GVSU observes World AIDS Day

GVL/Sara Carte - Eric Paul Leue presents “How to Survive End A Plague” for World AIDS day in the Kirkhof building on Tuesday, Dec. 1, 2015.

Sara Carte

GVL/Sara Carte – Eric Paul Leue presents “How to Survive End A Plague” for World AIDS day in the Kirkhof building on Tuesday, Dec. 1, 2015.

Riley Collins

For decades, HIV and AIDS have been loaded acronyms burdened with wild speculation. Though education has enveloped the topics of HIV and AIDS within universities and even K-12 schools, there’s still work to be done.

Grand Valley State University will provide free, confidential HIV and STI testing on World AIDS Day, Thursday, Dec. 1 in the Kirkhof Center, to make testing safe and accessible for students and staff. The testing is paired with a conversation with Dave Watt, supervisor for AIDS prevention and early prevention services at Community AIDS Resource and Education Services (CARES) of Southwest Michigan.

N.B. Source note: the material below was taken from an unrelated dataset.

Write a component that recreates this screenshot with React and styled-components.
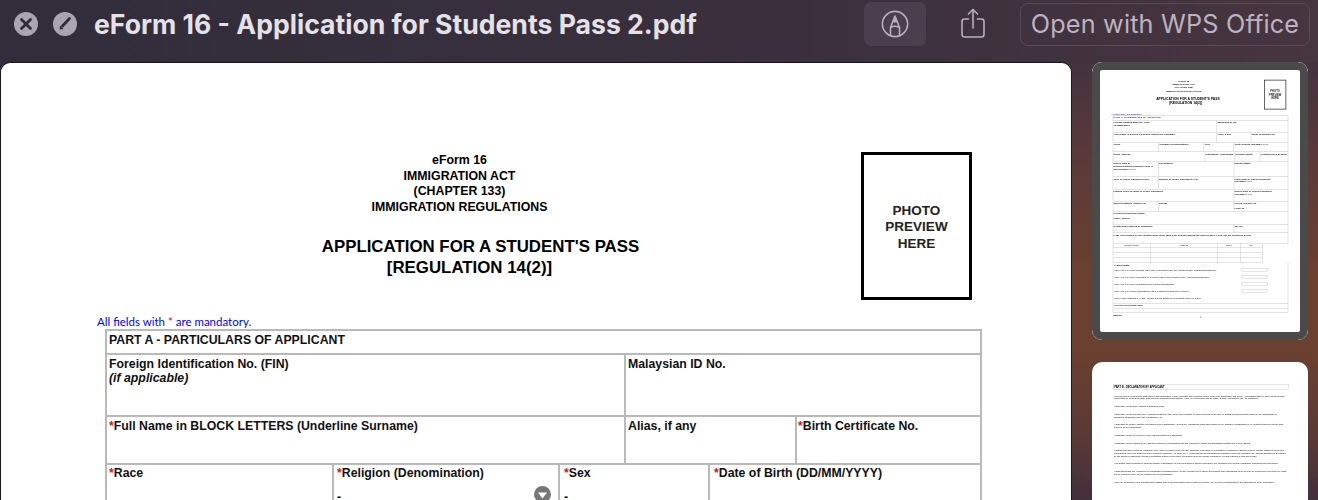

CARES is a prevention, education and case management organization. Watt takes the additional role of reducing stigma around the disease, working closely with educational organizations to make that goal a reality.

“It’s something I think a lot of people still don’t know a lot of information on,” said Jen Hsu-Bishop, director of the Milton E. Ford LGBT Resource Center. “So we wanted to bring Dave Watt in to provide education on what we do know about HIV today, what the medical treatment is for HIV, as well as how we can fight stigma.”

Though medical truths about HIV and AIDS have emerged steadily since awareness on them skyrocketed in the 80’s, misconceptions about them have remained static. The biggest misconception that surfaced linked HIV closely with the LGBT community and it has remained there for some time. Medical industries have proved that the disease is treatable, preventable and doesn’t discriminate based on sexual orientation. Although, it does tend to effect a younger demographic.

“I think this is an important conversation to have because younger people are one of the only populations in the last 10 years in which number of incidents of HIV have continued to stay the same or increase,” Hsu-Bishop said.

Because of this frightening trend, Watt, along with the departments that make up GVSU Intersections have long been working to not only combat stigma, but misinformation as well. The two usually come together, though on GVSU’s campus, students have taken a broader approach to HIV and AIDS.

Many students have participated during past testing days, which has helped ground the idea of such an ominous disease. Many have exhibited a general approach: to stay healthy and protect partners without embarrassment. HIV and STIs in general are realities that everyone and anyone could face.

“Our role is to educate people on campus about things they just don’t know about or things that they’ve been taught as fact,” said Kristie Scanlon, assistant director of the Office of Multicultural Affairs. “We just want to broaden a knowledge base without saying ‘this is what you should believe.'”

Because students have been educated about HIV and AIDS differently, there’s no universal approach to further educating them now. Scanlon hopes that through hearing Watt speak about his experiences working with those affected by AIDS and through social media awareness, efforts to end the stigma and successfully fight the epidemic can be more successful.

“Unfortunately, it sometimes happens that people don’t talk about it unless it’s personally impacting them,” she said. “It would be great if we didn’t have to do this work anymore. Unfortunately I think there’s a lot more work to be done.”